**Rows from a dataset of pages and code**
-.-.-
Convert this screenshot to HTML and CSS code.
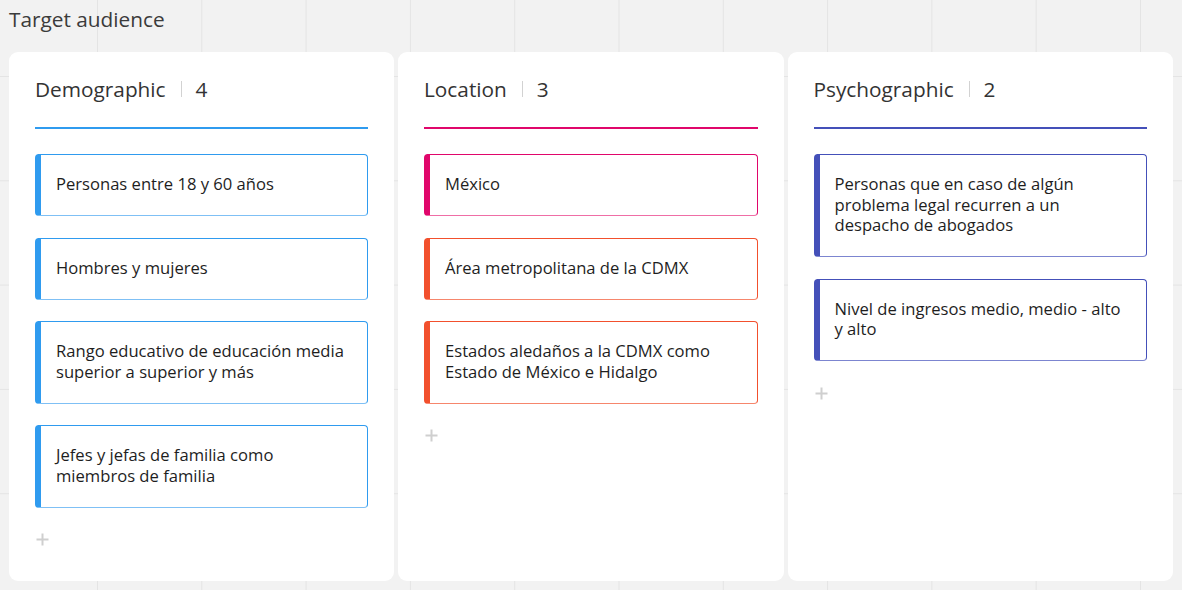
FILE: index.html
```html
<!DOCTYPE html>
<html lang="es">
<head>
<meta charset="utf-8">
<title>Target audience</title>
<link rel="stylesheet" href="styles.css">
</head>
<body>
<h1 class="page-title">Target audience</h1>
<div class="board">
  <section class="column col-blue">
    <header class="col-head"><span class="col-name">Demographic</span><span class="col-sep"></span><span class="col-count">4</span></header>
    <div class="cards">
      <div class="card">Personas entre 18 y 60 años</div>
      <div class="card">Hombres y mujeres</div>
      <div class="card">Rango educativo de educación media superior a superior y más</div>
      <div class="card">Jefes y jefas de familia como miembros de familia</div>
    </div>
    <div class="add"><svg width="13" height="13" viewBox="0 0 13 13"><path d="M6.5 0.5v12M0.5 6.5h12" stroke="#cfcfcf" stroke-width="2" fill="none"/></svg></div>
  </section>
  <section class="column col-magenta">
    <header class="col-head"><span class="col-name">Location</span><span class="col-sep"></span><span class="col-count">3</span></header>
    <div class="cards">
      <div class="card">México</div>
      <div class="card card-orange">Área metropolitana de la CDMX</div>
      <div class="card card-orange">Estados aledaños a la CDMX como Estado de México e Hidalgo</div>
    </div>
    <div class="add"><svg width="13" height="13" viewBox="0 0 13 13"><path d="M6.5 0.5v12M0.5 6.5h12" stroke="#cfcfcf" stroke-width="2" fill="none"/></svg></div>
  </section>
  <section class="column col-indigo">
    <header class="col-head"><span class="col-name">Psychographic</span><span class="col-sep"></span><span class="col-count">2</span></header>
    <div class="cards">
      <div class="card">Personas que en caso de algún problema legal recurren a un despacho de abogados</div>
      <div class="card">Nivel de ingresos medio, medio - alto y alto</div>
    </div>
    <div class="add"><svg width="13" height="13" viewBox="0 0 13 13"><path d="M6.5 0.5v12M0.5 6.5h12" stroke="#cfcfcf" stroke-width="2" fill="none"/></svg></div>
  </section>
</div>
</body>
</html>
```
FILE: styles.css
```css
html, body {
  margin: 0;
  padding: 0;
}
body {
  width: 1182px;
  height: 590px;
  overflow: hidden;
  font-family: "Open Sans", "Noto Sans", sans-serif;
  background-color: #f2f2f2;
  background-image:
    linear-gradient(to right, #e4e4e4 1px, transparent 1px),
    linear-gradient(to bottom, #e4e4e4 1px, transparent 1px);
  background-size: 104.3px 104.3px;
  background-position: 97px 76px;
}
.page-title {
  margin: 0;
  padding: 5px 0 0 9px;
  height: 46px;
  box-sizing: border-box;
  font-size: 20.8px;
  font-weight: 400;
  line-height: 28px;
  color: #3b3b3b;
}
.board {
  display: grid;
  grid-template-columns: 385px 385.5px 385px;
  column-gap: 4px;
  padding-left: 9px;
}
.column {
  background: #fff;
  border-radius: 9px;
  height: 529px;
  margin-top: 6px;
  padding: 23px 26px 0 26px;
  box-sizing: border-box;
}
.col-head {
  display: flex;
  align-items: center;
  height: 28px;
  padding-bottom: 24px;
  border-bottom: 2px solid #2f9bef;
  font-size: 20.8px;
  color: #333;
}
.col-sep {
  width: 1px;
  height: 16px;
  background: #d2d2d2;
  margin: 0 14px 0 15px;
}
.col-magenta .col-head { border-bottom-color: #e0066b; }
.col-indigo .col-head { border-bottom-color: #4450b9; }
.cards {
  display: flex;
  flex-direction: column;
  gap: 21.5px;
  margin-top: 25px;
}
.card {
  border: 1px solid #2f9bef;
  border-left: 6px solid #2f9bef;
  border-radius: 4px;
  padding: 19px 16px 20.5px 15px;
  font-size: 16.6px;
  line-height: 20.5px;
  color: #1e1e1e;
}
.col-blue .card { border-bottom-color: #7fc0f5; }
.col-magenta .card { border-color: #e0066b; border-bottom-color: #ef6ea6; }
.col-magenta .card-orange { border-color: #f2502d; border-bottom-color: #f6866c; }
.col-indigo .card { border-color: #4450b9; border-bottom-color: #7c85d0; }
.add {
  margin-top: 25.5px;
  padding-left: 1px;
  height: 13px;
  line-height: 0;
}
```
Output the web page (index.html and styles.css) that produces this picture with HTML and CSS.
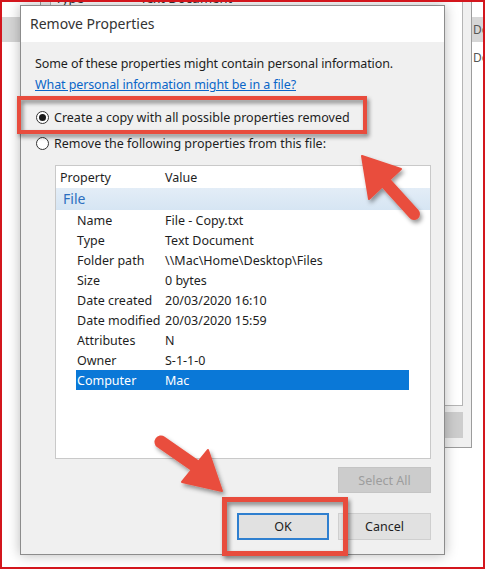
FILE: index.html
```html
<!DOCTYPE html>
<html lang="en">
<head>
  <meta charset="utf-8" />
  <meta name="viewport" content="width=device-width, initial-scale=1" />
  <title>Remove Properties</title>
  <link rel="stylesheet" href="styles.css">
</head>
<body>
  <div class="screen">
    <!-- windows lying behind the dialog -->
    <div class="far-band"></div>
    <div class="far-text far-text-1">Do</div>
    <div class="far-text far-text-2">Do</div>
    <div class="behind">
      <div class="behind-list">
        <div class="behind-row"><span>Type</span><span>Text Document</span></div>
      </div>
      <div class="behind-btn"></div>
    </div>

    <div class="dialog">
      <div class="titlebar">Remove Properties</div>
      <div class="content">
        <p class="intro">Some of these properties might contain personal information.<br>
          <a href="#">What personal information might be in a file?</a></p>

        <div class="radio"><span class="dot checked"></span>Create a copy with all possible properties removed</div>
        <div class="radio"><span class="dot"></span>Remove the following properties from this file:</div>

        <div class="listbox">
          <div class="list-head"><span>Property</span><span>Value</span></div>
          <div class="group">File</div>
          <div class="item"><span>Name</span><span>File - Copy.txt</span></div>
          <div class="item"><span>Type</span><span>Text Document</span></div>
          <div class="item"><span>Folder path</span><span>\\Mac\Home\Desktop\Files</span></div>
          <div class="item"><span>Size</span><span>0 bytes</span></div>
          <div class="item"><span>Date created</span><span>20/03/2020 16:10</span></div>
          <div class="item"><span>Date modified</span><span>20/03/2020 15:59</span></div>
          <div class="item"><span>Attributes</span><span>N</span></div>
          <div class="item"><span>Owner</span><span>S-1-1-0</span></div>
          <div class="item selected"><span>Computer</span><span>Mac</span></div>
        </div>

        <div class="btn-row select-row">
          <button class="btn disabled">Select All</button>
        </div>
        <div class="btn-row action-row">
          <button class="btn default">OK</button>
          <button class="btn">Cancel</button>
        </div>
      </div>
    </div>

    <!-- red annotations -->
    <div class="mark mark-radio"></div>
    <div class="mark mark-ok"></div>
    <svg class="arrows" width="485" height="569" viewBox="0 0 485 569">
      <defs>
        <filter id="shade" x="-20%" y="-20%" width="140%" height="140%">
          <feDropShadow dx="2" dy="3" stdDeviation="2" flood-color="#000" flood-opacity="0.4" />
        </filter>
      </defs>
      <g filter="url(#shade)" fill="#e94e3e" stroke="#e94e3e" stroke-linecap="round" stroke-linejoin="round">
        <line x1="385" y1="182" x2="414" y2="214" stroke-width="12" />
        <polygon points="362,156 401,169 369,199" stroke-width="2" />
        <line x1="197" y1="467" x2="161" y2="442" stroke-width="13" />
        <polygon points="222,491 208,450 182,482" stroke-width="2" />
      </g>
    </svg>
  </div>
</body>
</html>
```

FILE: styles.css
```css
body {
  margin: 0;
  background: #fff;
  font-family: "Noto Sans", sans-serif;
  color: #1e1e1e;
}
.screen {
  position: relative;
  width: 485px;
  height: 569px;
  overflow: hidden;
  background: #fff;
}
/* red frame round the whole screenshot */
.screen::after {
  content: "";
  position: absolute;
  inset: 0;
  border: 2px solid #d3161d;
  pointer-events: none;
}

/* background windows */
.far-band {
  position: absolute;
  left: 0;
  right: 0;
  top: 17px;
  height: 25px;
  background: #d6d6d6;
}
.far-text {
  position: absolute;
  left: 473px;
  font-size: 12px;
  color: #555;
}
.far-text-1 { top: 21px; }
.far-text-2 { top: 49px; }
.behind {
  position: absolute;
  left: 40px;
  top: -200px;
  width: 432px;
  height: 648px;
  box-sizing: border-box;
  background: #f0f0f0;
  border: 1px solid #9c9c9c;
}
.behind-list {
  position: absolute;
  left: 9px;
  right: 8px;
  top: 0;
  height: 603px;
  background: #fff;
  border: 1px solid #b5b5b5;
}
.behind-row {
  position: absolute;
  left: 4px;
  top: 187px;
  display: flex;
  gap: 56px;
  font-size: 13px;
  color: #333;
}
.behind-btn {
  position: absolute;
  right: 8px;
  top: 611px;
  width: 80px;
  height: 26px;
  background: #cdcdcd;
}

/* dialog */
.dialog {
  position: absolute;
  left: 20px;
  top: 5px;
  width: 425px;
  height: 550px;
  box-sizing: border-box;
  border: 1px solid #8c8c8c;
  background: #f0f0f0;
  box-shadow: 0 0 12px rgba(0,0,0,0.28);
  display: flex;
  flex-direction: column;
}
.titlebar {
  height: 36px;
  background: #fff;
  font-size: 14px;
  color: #333;
  padding-left: 9px;
  line-height: 36px;
}
.content {
  flex: 1;
  display: flex;
  flex-direction: column;
  padding: 11px 13px 0 14px;
  font-size: 12.5px;
}
.intro {
  margin: 0;
  line-height: 21px;
  letter-spacing: -0.1px;
}
.intro a {
  color: #0a66c8;
}
.radio {
  display: flex;
  align-items: center;
  height: 26px;
  gap: 5px;
}
.radio:first-of-type {
  margin-top: 9px;
}
.dot {
  width: 11px;
  height: 11px;
  margin-left: 1px;
  border: 1px solid #333;
  border-radius: 50%;
  background: #fff;
  display: flex;
  align-items: center;
  justify-content: center;
}
.dot.checked::after {
  content: "";
  width: 7px;
  height: 7px;
  border-radius: 50%;
  background: #1a1a1a;
}

/* property list */
.listbox {
  margin: 9px 0 0 20px;
  height: 294px;
  box-sizing: border-box;
  background: #fff;
  border: 1px solid #c9c9c9;
}
.list-head {
  display: grid;
  grid-template-columns: 105px 1fr;
  height: 22px;
  align-items: center;
  padding-left: 4px;
}
.group {
  height: 22px;
  line-height: 22px;
  padding-left: 7px;
  font-size: 14px;
  color: #2c6fc0;
  background: linear-gradient(#e3edf7, #d6e5f3);
}
.item {
  display: grid;
  grid-template-columns: 88px 1fr;
  height: 20px;
  align-items: center;
  margin: 0 21px 0 20px;
  padding-left: 1px;
}
.item.selected {
  background: #0a78d7;
  color: #fff;
}

/* buttons */
.btn-row {
  display: flex;
  justify-content: flex-end;
  gap: 9px;
}
.select-row { margin-top: 8px; }
.action-row { margin-top: 20px; }
.btn {
  width: 93px;
  height: 27px;
  font-family: inherit;
  font-size: 12.5px;
  color: #1e1e1e;
  background: #e1e1e1;
  border: 1px solid #cfcfcf;
}
.btn.disabled {
  height: 26px;
  background: #cccccc;
  border-color: #c4c4c4;
  color: #9d9d9d;
}
.btn.default {
  width: 92px;
  border: 2px solid #2f7fcf;
}

/* annotations */
.mark {
  position: absolute;
  box-sizing: border-box;
  border: 4px solid #e84c3d;
  filter: drop-shadow(2px 3px 2px rgba(0,0,0,0.45));
}
.mark-radio {
  left: 17px;
  top: 96px;
  width: 350px;
  height: 38px;
}
.mark-ok {
  left: 222px;
  top: 497px;
  width: 126px;
  height: 59px;
  border-width: 5px;
}
.arrows {
  position: absolute;
  left: 0;
  top: 0;
  pointer-events: none;
}
```
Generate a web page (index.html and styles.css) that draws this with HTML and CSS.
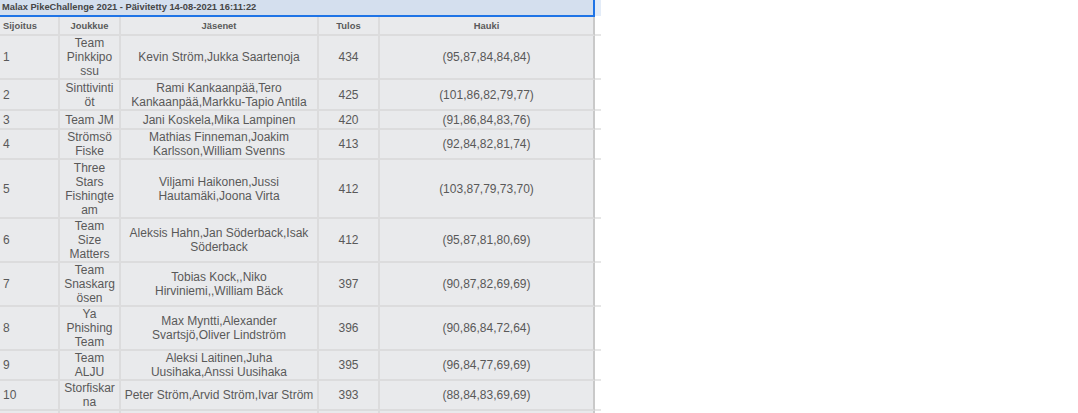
-.-.-
**EXERCISE PROMPT**
Collect every line above that contains the word "with".

**ANSWER TO THIS TASK**
Output the web page (index.html and styles.css) that produces this picture with HTML and CSS.
        <div class="radio"><span class="dot checked"></span>Create a copy with all possible properties removed</div>
Generate a web page (index.html and styles.css) that draws this with HTML and CSS.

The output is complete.